_Instructions for the task_
Print all of the lines exactly. Any picture among them stays out.
<<<<
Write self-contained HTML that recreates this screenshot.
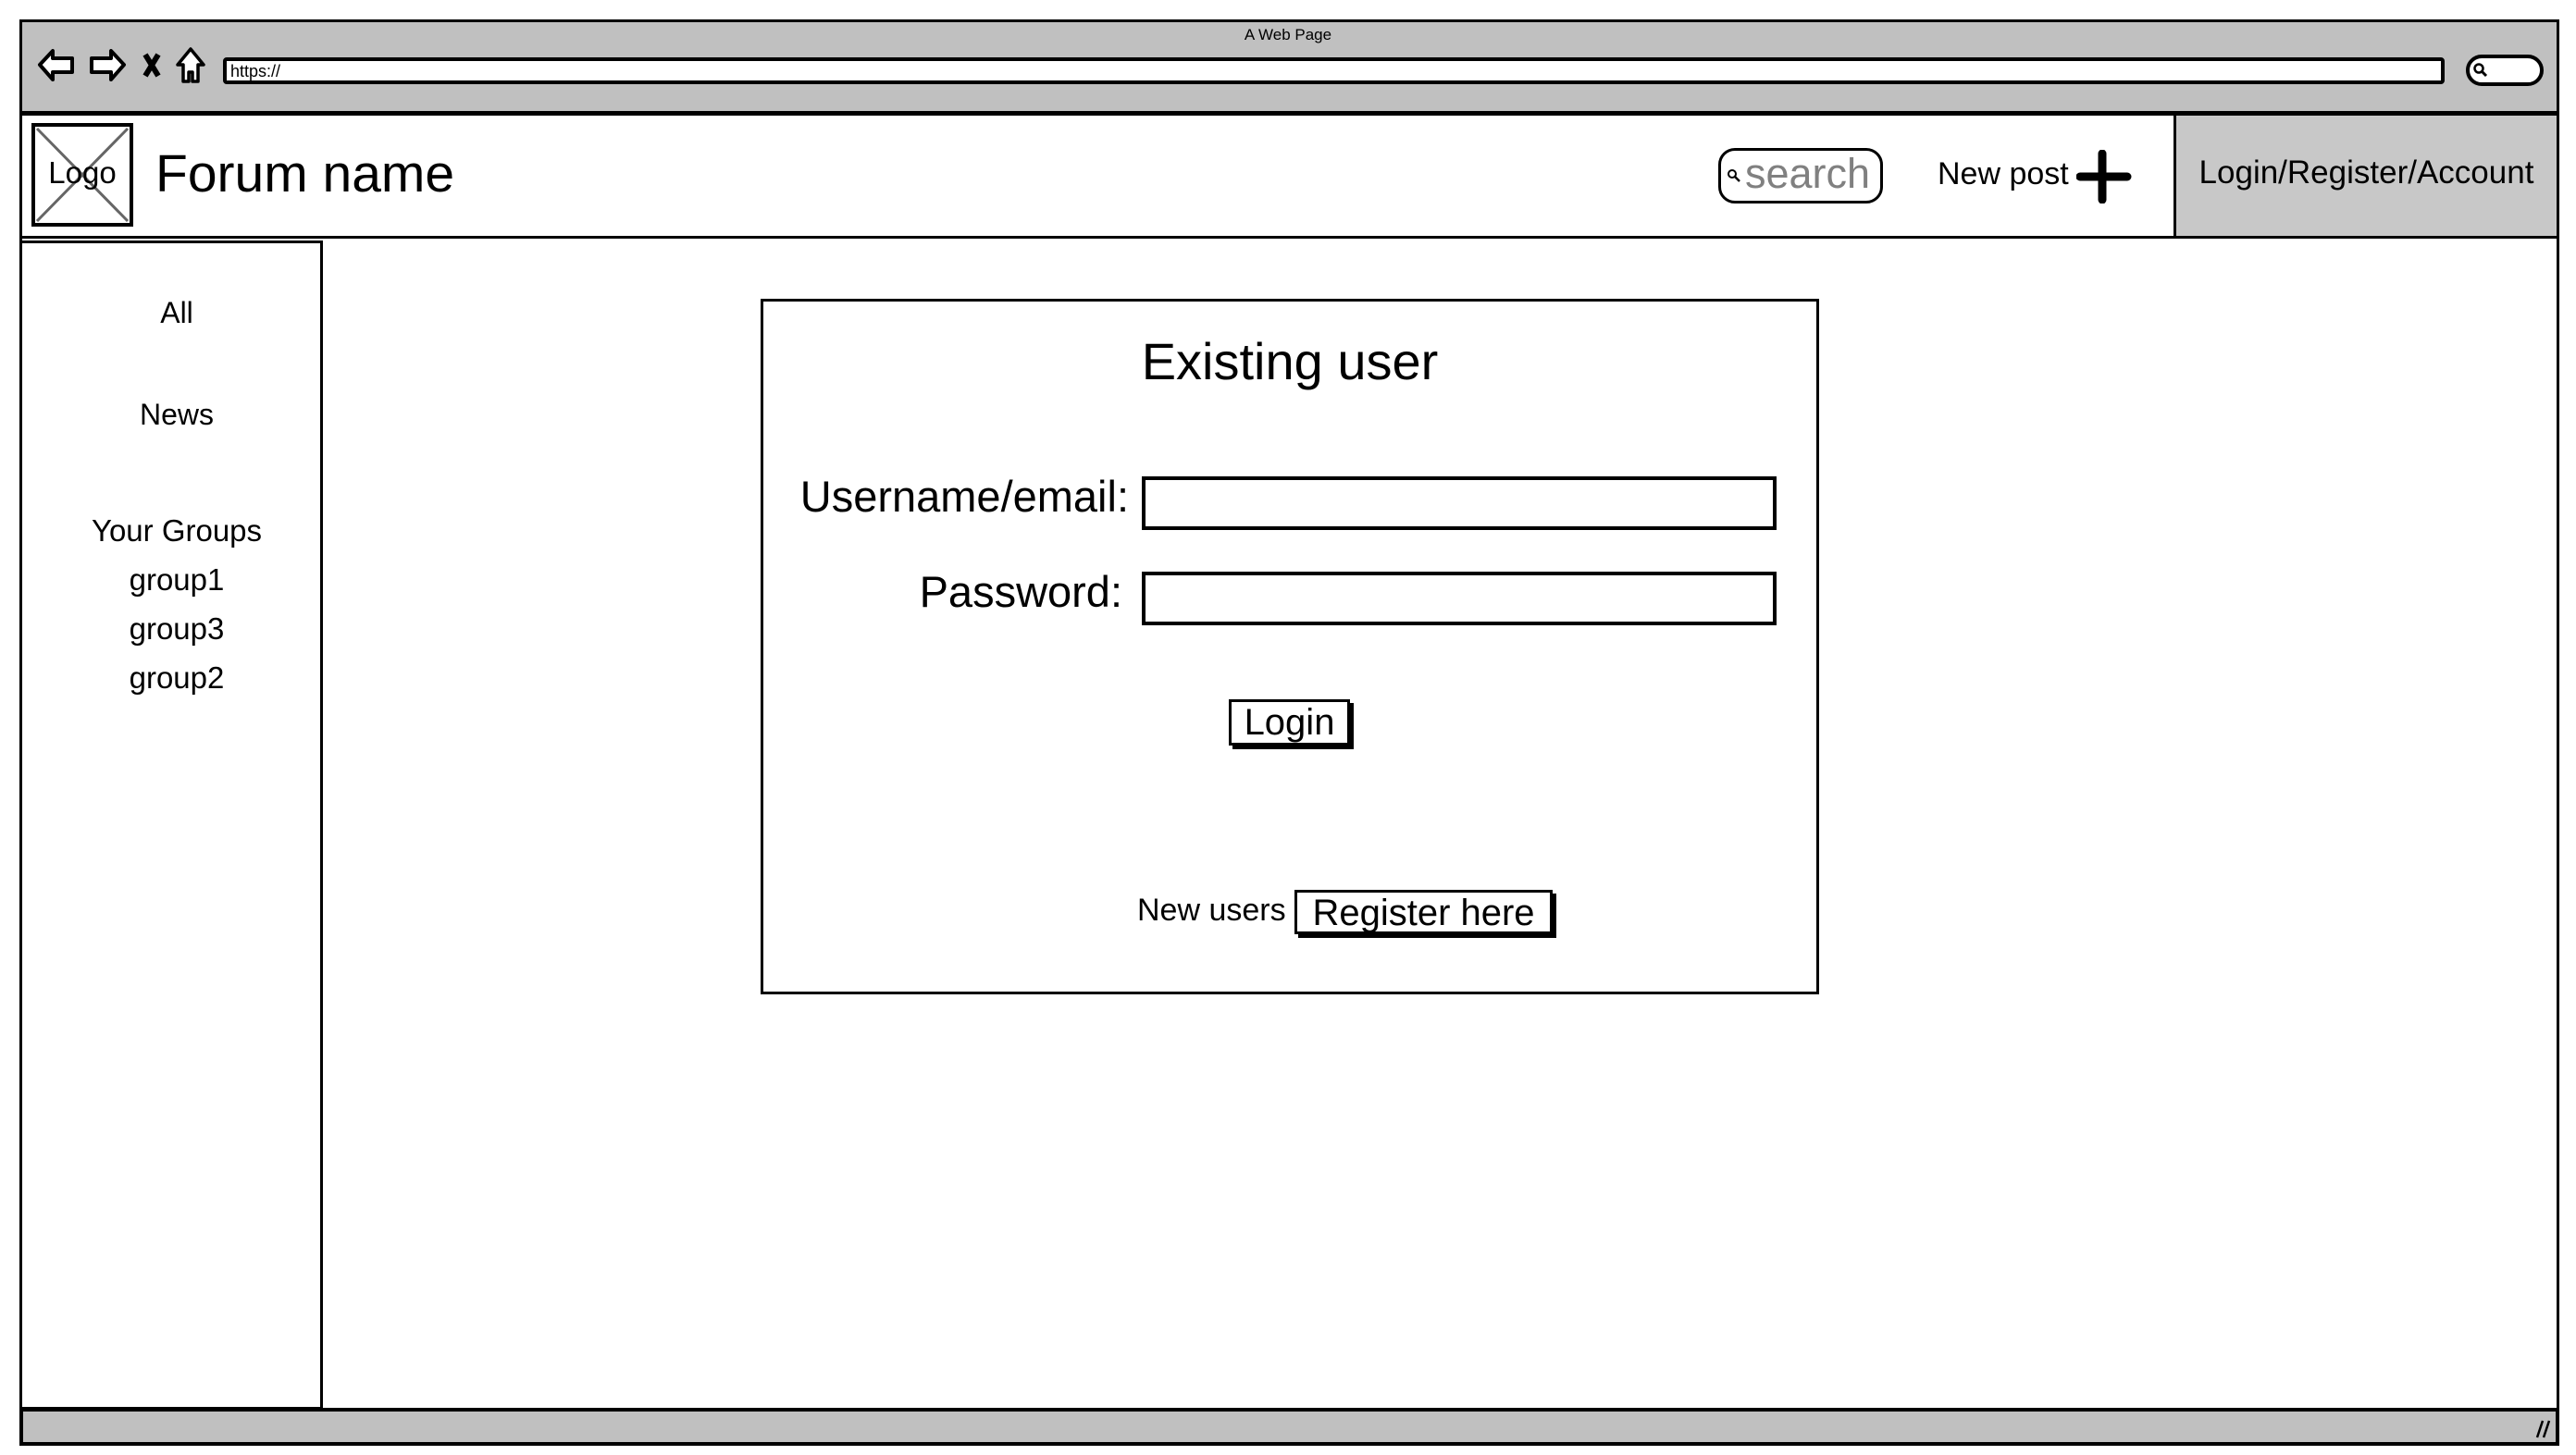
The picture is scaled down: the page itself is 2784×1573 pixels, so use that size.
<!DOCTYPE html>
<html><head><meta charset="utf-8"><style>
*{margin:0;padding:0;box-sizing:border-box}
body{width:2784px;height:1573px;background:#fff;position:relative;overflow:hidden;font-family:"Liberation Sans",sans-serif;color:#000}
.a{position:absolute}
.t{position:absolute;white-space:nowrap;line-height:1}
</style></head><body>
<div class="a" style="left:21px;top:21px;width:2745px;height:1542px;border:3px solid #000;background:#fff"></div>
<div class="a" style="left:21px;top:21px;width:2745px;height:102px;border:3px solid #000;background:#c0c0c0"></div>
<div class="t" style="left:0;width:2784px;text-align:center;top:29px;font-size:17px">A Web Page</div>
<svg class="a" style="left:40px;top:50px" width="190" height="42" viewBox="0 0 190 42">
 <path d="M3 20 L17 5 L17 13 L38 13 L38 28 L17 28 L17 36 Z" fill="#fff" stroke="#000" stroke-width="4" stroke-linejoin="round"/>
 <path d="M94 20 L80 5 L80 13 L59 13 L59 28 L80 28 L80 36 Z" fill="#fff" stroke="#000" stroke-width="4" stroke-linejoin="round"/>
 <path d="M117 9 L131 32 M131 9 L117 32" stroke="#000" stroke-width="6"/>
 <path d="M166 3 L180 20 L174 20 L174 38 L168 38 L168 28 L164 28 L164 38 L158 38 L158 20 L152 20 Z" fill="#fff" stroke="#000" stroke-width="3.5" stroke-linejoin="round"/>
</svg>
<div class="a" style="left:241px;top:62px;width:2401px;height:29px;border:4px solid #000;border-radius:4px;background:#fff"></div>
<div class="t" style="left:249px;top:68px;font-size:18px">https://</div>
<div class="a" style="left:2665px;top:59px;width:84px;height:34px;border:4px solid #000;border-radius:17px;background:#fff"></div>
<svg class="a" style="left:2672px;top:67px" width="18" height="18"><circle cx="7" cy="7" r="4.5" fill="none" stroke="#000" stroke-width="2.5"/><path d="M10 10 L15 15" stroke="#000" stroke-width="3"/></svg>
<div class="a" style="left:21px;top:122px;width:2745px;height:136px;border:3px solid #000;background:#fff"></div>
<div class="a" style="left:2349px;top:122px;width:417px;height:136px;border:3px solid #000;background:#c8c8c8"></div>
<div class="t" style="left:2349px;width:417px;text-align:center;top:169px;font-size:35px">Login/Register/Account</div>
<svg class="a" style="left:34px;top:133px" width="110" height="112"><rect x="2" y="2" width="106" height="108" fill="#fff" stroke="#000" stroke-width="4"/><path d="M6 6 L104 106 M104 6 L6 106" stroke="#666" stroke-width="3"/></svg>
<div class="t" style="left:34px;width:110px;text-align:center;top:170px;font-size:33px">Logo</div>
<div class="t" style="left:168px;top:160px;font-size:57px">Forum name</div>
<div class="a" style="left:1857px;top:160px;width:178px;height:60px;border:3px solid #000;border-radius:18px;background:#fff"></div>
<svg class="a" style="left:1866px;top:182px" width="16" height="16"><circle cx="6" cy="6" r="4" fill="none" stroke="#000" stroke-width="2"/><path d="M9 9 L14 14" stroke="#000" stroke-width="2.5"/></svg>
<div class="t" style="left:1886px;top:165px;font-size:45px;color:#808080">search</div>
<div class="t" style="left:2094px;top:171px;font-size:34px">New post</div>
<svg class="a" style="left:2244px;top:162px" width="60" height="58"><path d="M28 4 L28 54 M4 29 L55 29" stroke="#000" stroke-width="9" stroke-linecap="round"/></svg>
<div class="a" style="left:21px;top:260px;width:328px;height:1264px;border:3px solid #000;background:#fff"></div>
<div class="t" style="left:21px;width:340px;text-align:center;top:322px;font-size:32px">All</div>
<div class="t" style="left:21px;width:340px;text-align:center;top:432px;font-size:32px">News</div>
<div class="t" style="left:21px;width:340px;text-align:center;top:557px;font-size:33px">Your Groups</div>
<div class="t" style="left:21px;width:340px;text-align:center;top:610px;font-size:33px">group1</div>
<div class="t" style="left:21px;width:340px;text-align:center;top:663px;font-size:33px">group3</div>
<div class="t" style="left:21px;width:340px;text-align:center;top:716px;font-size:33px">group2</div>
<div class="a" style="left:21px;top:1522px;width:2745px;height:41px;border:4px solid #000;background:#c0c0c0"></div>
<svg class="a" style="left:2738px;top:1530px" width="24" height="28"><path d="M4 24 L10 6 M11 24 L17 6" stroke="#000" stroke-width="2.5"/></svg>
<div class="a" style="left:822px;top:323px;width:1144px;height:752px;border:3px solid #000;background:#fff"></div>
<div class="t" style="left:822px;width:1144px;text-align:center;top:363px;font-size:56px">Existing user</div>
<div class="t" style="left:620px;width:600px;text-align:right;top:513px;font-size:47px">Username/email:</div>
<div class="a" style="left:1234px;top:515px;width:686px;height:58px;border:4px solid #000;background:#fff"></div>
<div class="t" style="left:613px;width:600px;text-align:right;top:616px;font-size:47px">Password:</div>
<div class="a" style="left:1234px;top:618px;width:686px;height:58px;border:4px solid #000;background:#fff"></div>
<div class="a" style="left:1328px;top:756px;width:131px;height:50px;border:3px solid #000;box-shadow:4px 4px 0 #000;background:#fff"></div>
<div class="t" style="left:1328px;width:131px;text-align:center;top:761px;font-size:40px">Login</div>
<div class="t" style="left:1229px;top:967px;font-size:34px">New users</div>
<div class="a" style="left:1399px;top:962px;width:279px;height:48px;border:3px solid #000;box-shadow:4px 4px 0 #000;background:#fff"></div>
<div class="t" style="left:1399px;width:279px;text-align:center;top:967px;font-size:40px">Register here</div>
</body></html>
>>>>
_Answer below_
Write self-contained HTML that recreates this screenshot.
The picture is scaled down: the page itself is 2784×1573 pixels, so use that size.
<!DOCTYPE html>
<html><head><meta charset="utf-8"><style>
*{margin:0;padding:0;box-sizing:border-box}
body{width:2784px;height:1573px;background:#fff;position:relative;overflow:hidden;font-family:"Liberation Sans",sans-serif;color:#000}
.a{position:absolute}
.t{position:absolute;white-space:nowrap;line-height:1}
</style></head><body>
<div class="a" style="left:21px;top:21px;width:2745px;height:1542px;border:3px solid #000;background:#fff"></div>
<div class="a" style="left:21px;top:21px;width:2745px;height:102px;border:3px solid #000;background:#c0c0c0"></div>
<div class="t" style="left:0;width:2784px;text-align:center;top:29px;font-size:17px">A Web Page</div>
<svg class="a" style="left:40px;top:50px" width="190" height="42" viewBox="0 0 190 42">
 <path d="M3 20 L17 5 L17 13 L38 13 L38 28 L17 28 L17 36 Z" fill="#fff" stroke="#000" stroke-width="4" stroke-linejoin="round"/>
 <path d="M94 20 L80 5 L80 13 L59 13 L59 28 L80 28 L80 36 Z" fill="#fff" stroke="#000" stroke-width="4" stroke-linejoin="round"/>
 <path d="M117 9 L131 32 M131 9 L117 32" stroke="#000" stroke-width="6"/>
 <path d="M166 3 L180 20 L174 20 L174 38 L168 38 L168 28 L164 28 L164 38 L158 38 L158 20 L152 20 Z" fill="#fff" stroke="#000" stroke-width="3.5" stroke-linejoin="round"/>
</svg>
<div class="a" style="left:241px;top:62px;width:2401px;height:29px;border:4px solid #000;border-radius:4px;background:#fff"></div>
<div class="t" style="left:249px;top:68px;font-size:18px">https://</div>
<div class="a" style="left:2665px;top:59px;width:84px;height:34px;border:4px solid #000;border-radius:17px;background:#fff"></div>
<svg class="a" style="left:2672px;top:67px" width="18" height="18"><circle cx="7" cy="7" r="4.5" fill="none" stroke="#000" stroke-width="2.5"/><path d="M10 10 L15 15" stroke="#000" stroke-width="3"/></svg>
<div class="a" style="left:21px;top:122px;width:2745px;height:136px;border:3px solid #000;background:#fff"></div>
<div class="a" style="left:2349px;top:122px;width:417px;height:136px;border:3px solid #000;background:#c8c8c8"></div>
<div class="t" style="left:2349px;width:417px;text-align:center;top:169px;font-size:35px">Login/Register/Account</div>
<svg class="a" style="left:34px;top:133px" width="110" height="112"><rect x="2" y="2" width="106" height="108" fill="#fff" stroke="#000" stroke-width="4"/><path d="M6 6 L104 106 M104 6 L6 106" stroke="#666" stroke-width="3"/></svg>
<div class="t" style="left:34px;width:110px;text-align:center;top:170px;font-size:33px">Logo</div>
<div class="t" style="left:168px;top:160px;font-size:57px">Forum name</div>
<div class="a" style="left:1857px;top:160px;width:178px;height:60px;border:3px solid #000;border-radius:18px;background:#fff"></div>
<svg class="a" style="left:1866px;top:182px" width="16" height="16"><circle cx="6" cy="6" r="4" fill="none" stroke="#000" stroke-width="2"/><path d="M9 9 L14 14" stroke="#000" stroke-width="2.5"/></svg>
<div class="t" style="left:1886px;top:165px;font-size:45px;color:#808080">search</div>
<div class="t" style="left:2094px;top:171px;font-size:34px">New post</div>
<svg class="a" style="left:2244px;top:162px" width="60" height="58"><path d="M28 4 L28 54 M4 29 L55 29" stroke="#000" stroke-width="9" stroke-linecap="round"/></svg>
<div class="a" style="left:21px;top:260px;width:328px;height:1264px;border:3px solid #000;background:#fff"></div>
<div class="t" style="left:21px;width:340px;text-align:center;top:322px;font-size:32px">All</div>
<div class="t" style="left:21px;width:340px;text-align:center;top:432px;font-size:32px">News</div>
<div class="t" style="left:21px;width:340px;text-align:center;top:557px;font-size:33px">Your Groups</div>
<div class="t" style="left:21px;width:340px;text-align:center;top:610px;font-size:33px">group1</div>
<div class="t" style="left:21px;width:340px;text-align:center;top:663px;font-size:33px">group3</div>
<div class="t" style="left:21px;width:340px;text-align:center;top:716px;font-size:33px">group2</div>
<div class="a" style="left:21px;top:1522px;width:2745px;height:41px;border:4px solid #000;background:#c0c0c0"></div>
<svg class="a" style="left:2738px;top:1530px" width="24" height="28"><path d="M4 24 L10 6 M11 24 L17 6" stroke="#000" stroke-width="2.5"/></svg>
<div class="a" style="left:822px;top:323px;width:1144px;height:752px;border:3px solid #000;background:#fff"></div>
<div class="t" style="left:822px;width:1144px;text-align:center;top:363px;font-size:56px">Existing user</div>
<div class="t" style="left:620px;width:600px;text-align:right;top:513px;font-size:47px">Username/email:</div>
<div class="a" style="left:1234px;top:515px;width:686px;height:58px;border:4px solid #000;background:#fff"></div>
<div class="t" style="left:613px;width:600px;text-align:right;top:616px;font-size:47px">Password:</div>
<div class="a" style="left:1234px;top:618px;width:686px;height:58px;border:4px solid #000;background:#fff"></div>
<div class="a" style="left:1328px;top:756px;width:131px;height:50px;border:3px solid #000;box-shadow:4px 4px 0 #000;background:#fff"></div>
<div class="t" style="left:1328px;width:131px;text-align:center;top:761px;font-size:40px">Login</div>
<div class="t" style="left:1229px;top:967px;font-size:34px">New users</div>
<div class="a" style="left:1399px;top:962px;width:279px;height:48px;border:3px solid #000;box-shadow:4px 4px 0 #000;background:#fff"></div>
<div class="t" style="left:1399px;width:279px;text-align:center;top:967px;font-size:40px">Register here</div>
</body></html>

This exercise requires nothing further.